KHARTOUM, June 7 (Reuters) – Sudan’s boom economy is likely to take a downturn after Washington strengthened sanctions against Khartoum and Sudan’s central bank restricted foreign currency transactions, analysts and traders say.
Last week the United States imposed further sanctions on Sudan to pressure the government to halt the violence in its Western Darfur region and the central bank introduced measures to limit foreign exchange transactions and curb imports.
Despite U.S. sanctions since 1997, Sudan’s largely cash economy has enjoyed real growth rates averaging of 7 percent over the past 10 years and hopes to reach 10-13 percent in 2007.
But the new measures may scare off investors and slow economic growth.

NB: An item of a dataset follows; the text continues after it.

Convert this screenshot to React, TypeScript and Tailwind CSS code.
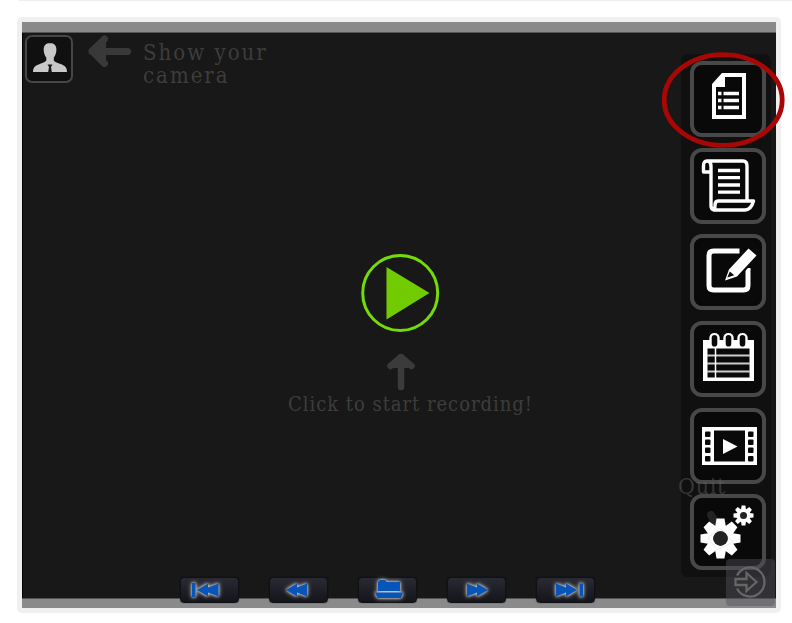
import type { ReactNode } from "react";

function ToolButton({ label, viewBox, children }: { label: string; viewBox: string; children: ReactNode }) {
  return (
    <button aria-label={label} className="h-[76px] w-[76px] shrink-0 rounded-[12px] border-4 border-[#484848] bg-[#090909]">
      <svg viewBox={viewBox} className="-m-1 block h-[76px] w-[76px]">
        {children}
      </svg>
    </button>
  );
}

function Gear({ cx, cy, outer, body, hole, tooth }: { cx: number; cy: number; outer: number; body: number; hole: number; tooth: number }) {
  return (
    <g transform={`translate(${cx} ${cy})`}>
      {[0, 45, 90, 135].map((a) => (
        <path
          key={a}
          transform={`rotate(${a})`}
          fill="#fff"
          d={`M${-tooth * 0.9} ${-outer}H${tooth * 0.9}L${tooth * 1.2} ${-body + 1}V${body - 1}L${tooth * 0.9} ${outer}H${-tooth * 0.9}L${-tooth * 1.2} ${body - 1}V${-body + 1}Z`}
        />
      ))}
      <circle r={body} fill="#fff" />
      <circle r={hole} fill="#222" />
    </g>
  );
}

function MediaButton({ label, children }: { label: string; children: ReactNode }) {
  return (
    <button
      aria-label={label}
      className="h-[26px] w-[59px] rounded-[4px] border border-[#101116] bg-linear-to-b from-[#292a33] to-[#14151b] shadow-[0_0_1px_#000]"
    >
      <svg viewBox="0 0 59 26" className="-m-px block h-[26px] w-[59px] fill-[#0755b8] drop-shadow-[0_0_2px_#c9c9c9]">
        <g className="drop-shadow-[0_0_1px_#c9c9c9]">{children}</g>
      </svg>
    </button>
  );
}

export default function App() {
  return (
    <div className="relative h-[623px] w-[792px] overflow-hidden bg-white font-['DejaVu_Serif_Condensed','DejaVu_Serif',serif]">
      <div className="ml-[19px] h-px bg-[#ededed]" />
      <div className="mt-4 ml-[17px] h-[596px] w-[764px] rounded-[5px] bg-[#f0f0f0] p-[5px]">
        <div className="flex h-[586px] w-[754px] flex-col bg-[#181818]">
          <div className="h-[11px] shrink-0 border-b border-[#555] bg-[#8a8a8a]" />

          <main className="flex h-[565px] shrink-0 border-l border-black">
            <div className="flex w-[120px] shrink-0 pt-[2px] pl-[2px]">
              <button aria-label="Camera" className="h-[48px] w-[48px] rounded-[7px] border-2 border-[#474747] bg-[#101010]">
                <svg viewBox="25 35 48 48" className="-m-0.5 block h-[48px] w-[48px]">
                  <path
                    fill="#c8c8c8"
                    d="M50 43c-4.500 0-6.500 3-6.300 7 .2 3.500 1.300 6 2.600 7.500v3c-1 1.500-3 2-6 3.200-4.500 1.700-7.300 3-7.300 8.300h34c0-5.300-2.700-6.700-7.200-8.300-3-1.200-5-1.700-6-3.200v-3c1.300-1.500 2.400-4 2.600-7.500.2-4-1.900-7-6.400-7Z"
                  />
                  <path fill="#171717" d="M47.500 64.500h5l-1.500 2.500 .8 5h-3.600l.8-5Z" />
                </svg>
              </button>
              <svg viewBox="88 35 44 34" className="ml-[15px] h-[34px] w-[44px]">
                <path d="M104.500 39L92 51l12.500 12.500M92 51.500h35.500" fill="none" stroke="#393939" strokeWidth="7" strokeLinecap="round" strokeLinejoin="round" />
                <path d="M91 51l15-12v25Z" fill="#393939" />
              </svg>
            </div>
            <p className="mt-[8px] w-[145px] shrink-0 text-[22px] leading-[23px] tracking-[2px] text-[#3d3d3d]">
              Show your
              <br />
              camera
            </p>
            <section className="flex w-[226px] shrink-0 flex-col items-center pt-[220px]">
              <svg viewBox="361 253 80 80" className="h-[80px] w-[80px] shrink-0">
                <circle cx="400.200" cy="293" r="37.500" fill="none" stroke="#74db08" strokeWidth="3" />
                <path d="M386.500 267L429.500 293L386.500 319.500Z" fill="#72cb00" />
              </svg>
              <svg viewBox="386 351 30 40" className="mt-[18px] h-[40px] w-[30px] shrink-0">
                <path d="M401 357v30M390.500 366l10.500-9 10.500 9" fill="none" stroke="#3b3b3b" strokeWidth="6.500" strokeLinecap="round" strokeLinejoin="round" />
                <path d="M391 368l10-11 10 11Z" fill="#3b3b3b" />
              </svg>
              <p className="ml-[19px] text-[20px] leading-[26px] tracking-[0.960px] whitespace-nowrap text-[#3d3d3d]">Click to start recording!</p>
            </section>
            <aside className="mt-[21px] ml-auto mr-[5px] flex h-[523px] w-[90px] shrink-0 flex-col items-center gap-[10.650px] rounded-[7px] bg-[#101010] pt-[7px] pl-1">
              <ToolButton label="Document" viewBox="690 61 76 76">
                <path fill="#fff" d="M722 73h24v46h-34V84Z" />
                <path fill="#090909" d="M725 77h17v38h-26V87h9Z" />
                <path d="M718 93.500h3.500M718 100.500h3.500M718 107.500h3.500M723.500 93.500H739M723.500 100.500H739M723.500 107.500H739" stroke="#fff" strokeWidth="3.300" />
              </ToolButton>
              <ToolButton label="Script" viewBox="691 148 76 76">
                <g fill="none" stroke="#fff" strokeWidth="3.400" strokeLinejoin="round">
                  <path d="M708 161h36q4 0 4 5v34M712 174v32q0 4 4 4h30q6 0 8.500-9H719q-3 0-3 4.500t-2 4.500M712 174v-7q0-6-4-6-3.500 0-3.500 5v6h7.500" />
                </g>
                <path d="M719 170.500h22M719 177.700h22M719 185h22M719 192.200h22" stroke="#fff" strokeWidth="3.300" />
              </ToolButton>
              <ToolButton label="Edit" viewBox="690.500 234 76 76">
                <path d="M740 251h-26q-4.500 0-4.500 4.500v30q0 4.500 4.500 4.500h30q4.500 0 4.500-4.500V268" fill="none" stroke="#fff" strokeWidth="5" />
                <path d="M724.500 282L729 269l20-21.500 9 8-20 21.500Z" fill="#fff" stroke="#090909" strokeWidth="3" />
                <path d="M725.500 280.500L729.500 269.500l19.500-21 8 7-19.500 21Z" fill="#fff" />
                <path d="M727.800 277.500l2.500-6 4.500 3.700Z" fill="#090909" />
              </ToolButton>
              <ToolButton label="Notes" viewBox="690 321 76 76">
                <path d="M703 340h51v41h-51Z" fill="#fff" />
                <path d="M707.500 348.500h42v29h-42Z" fill="#090909" />
                <path d="M707 355.500h43M707 363.500h43M707 371.500h43" stroke="#ccc" strokeWidth="1.800" />
                <path d="M715.500 348v30" stroke="#fff" strokeWidth="1.500" />
                {[714.5, 728.5, 742.5].map((x) => (
                  <g key={x}>
                    <rect x={x - 5.2} y="333" width="10.400" height="14" rx="5" fill="#fff" />
                    <rect x={x - 2.8} y="335" width="5.600" height="11.500" rx="2.800" fill="#090909" />
                  </g>
                ))}
              </ToolButton>
              <ToolButton label="Video" viewBox="690 408 76 76">
                <path d="M702 427h55v38h-55Z" fill="#fff" />
                <path d="M714 430.500h31v31h-31Z" fill="#090909" />
                <path d="M723 439l14.500 7.500-14.500 7.500Z" fill="#fff" />
                {[431.5, 439.5, 447.5, 456].map((y) => (
                  <g key={y} fill="#090909">
                    <rect x="705" y={y} width="5.500" height="5.500" rx="1" />
                    <rect x="748" y={y} width="5.500" height="5.500" rx="1" />
                  </g>
                ))}
              </ToolButton>
              <ToolButton label="Settings" viewBox="690 494 76 76">
                <path d="M711 515l5 8" stroke="#232323" strokeWidth="8" strokeLinecap="round" />
                <Gear cx={720.5} cy={538.5} outer={20} body={13.5} hole={7.2} tooth={4.4} />
                <Gear cx={743.5} cy={515.5} outer={10} body={6.7} hole={3.5} tooth={2.1} />
                <path d="M708 538l12-10 13 14-16 8Z" fill="none" stroke="#bbb" strokeWidth=".5" opacity=".6" />
                <circle cx="720.500" cy="538.500" r="7.200" fill="#222" />
              </ToolButton>
            </aside>
          </main>

          <div className="h-[10px] shrink-0 border-t border-[#555] bg-[#8a8a8a]" />
        </div>
      </div>

      <nav className="absolute top-[577px] left-[180px] flex gap-[30px]">
        <MediaButton label="First">
          <path d="M12 6h3.500v14H12ZM17 13l11-6.500v4L38.500 6.500v13L28 15.500v4Z" />
        </MediaButton>
        <MediaButton label="Rewind">
          <path d="M17 13l11-6.500v4L38 6.500v13L28 15.500v4Z" />
        </MediaButton>
        <MediaButton label="Open">
          <path d="M20 14V5l2-2h5l2 2h13v9ZM17 15.500h28L43 21H19.500Z" />
        </MediaButton>
        <MediaButton label="Forward">
          <path d="M20 6.500l10 4v-4L41 13l-11 6.500v-4l-10 4Z" />
        </MediaButton>
        <MediaButton label="Last">
          <path d="M20 6.500l10 4v-4L41 13l-11 6.500v-4l-10 4ZM43.500 6.500H47v13h-3.500Z" />
        </MediaButton>
      </nav>

      <span className="absolute top-[472px] left-[678px] text-[23px] leading-[28px] tracking-[0.700px] text-[#666]/45">Quit</span>
      <button aria-label="Quit" className="absolute top-[559px] left-[726px] h-[47px] w-[49px] rounded-[4px] bg-[#50505c]/45">
        <svg viewBox="726 559 49 47" className="block h-[47px] w-[49px]">
          <g fill="none" stroke="#666" strokeWidth="2.300">
            <path d="M737 575.500a14.500 14.500 0 1 1 0 13" />
            <path d="M735.500 579h11v-6l10 9-10 9v-6h-11Z" />
          </g>
        </svg>
      </button>
      <svg viewBox="660 50 128 100" className="pointer-events-none absolute top-[50px] left-[660px] h-[100px] w-[128px]">
        <ellipse cx="723.200" cy="100" rx="59" ry="45.300" fill="none" stroke="#a90606" strokeWidth="4.800" />
      </svg>
    </div>
  );
}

“I think this will have a very bad effect on foreign investment in Sudan,” said businessman Hashim Sid Ahmed.
“It is very clear that if you have tense relations with the West, do not expect big foreign investment in your country,” he said. “And …then you come with a policy which restricts the remittances of foreign exchange to the investors.”
Two Sudanese companies named by the United States on the sanctions list, Sudan’s national Sudan Telecommunications Co. (Sudatel) and al-Sunut, a joint venture to develop Khartoum, were seen as the biggest hit.
“Trading in Sudatel usually takes up 60 percent of the day’s trades,” said trader Jamal Abu Youssef. “But since the last decisions (sanctions and the central bank policy) it’s become weak and fallen to 10 percent.”
He added one reason for this was because foreigners mostly traded in Sudatel, one of the few Sudanese companies to also be listed outside the country on the Abu Dhabi bourse.
“Before a broker could buy foreign exchange from any exchange bureaux and change money within 24 hours but now with the central bank policy the process could take 7-10 days and for foreign investors outside this is too long,” he addded.
He said not only was the slower process to repatriate funds scaring off foreign investors, but the U.S. sanctions also made investors more cautious.
Sudan’s finance ministry said the embargo would have little effect on the economy, as investment came mainly from Asia and the Gulf rather than the West.
But Sid Ahmed disagreed. “Sanctions means you are closing the door to foreign investment in Sudan,” he said.
Also badly hit was the real estate development company al-Sunut. Its mention on the U.S. list has left the ambitious $4.5 billion project to transform Khartoum into a high-rise 21st century city in difficulties.
To date it has sold just over half its business office blocks and not yet begun its residential development on prime real estate where the Blue and White Niles meet in Khartoum.
Osama Dawoud’s private Dal Group managing the project has a good reputation. Al-Sunut is a joint venture with Khartoum’s state government and the National Social Insurance Fund.
Dawood also has the agency for Coca-Cola in Sudan.
Sources in Khartoum’s trading community said Dal Group now faced two choices. Pull out of al-Sunut or buy out any government share which could cost between $50-80 million. But there was no guarantee they would then be off the list.
Al-Sunut declined to immediately comment.
Pressure from Khartoum’s business community forced the central bank to say it may review one part of the new policy, which requires all importers to pay at least 40 percent of their letters of credits with banks up front.
Sudan’s 2006 trade deficit almost doubled to $2.4 billion. But in a country where, after decades of war, goods are only now appearing freely on the market and are already expensive, businessmen said the measure would cause massive inflation.
Al-Amin al-Sheikh Mustafa, a former big businessman who now runs schools to provide free education for children, said imports should not be curbed. Rather depressed local industries needed to be overhauled. “You need to raise exports,” he said.
Sid Ahmed agreed, saying the government had appointed political allies rather than qualified experts to head up local industry, which had damaged exports.
“Political affiliations are more important than credentials,” he said.
The central bank did not say it would revise the currency restrictions, which apply to Sudanese nationals, specifying they could only deposit cash sent from outside Sudan into dollar bank accounts and that any amount over $10,000 being taken out of the country had to be declared.
The bank said it was trying to combat money laundering.
Traders said a black dollar market had already begun, with the dollar buying 2.04 Sudanese pounds on Thursday compared to 2.01 in the banks.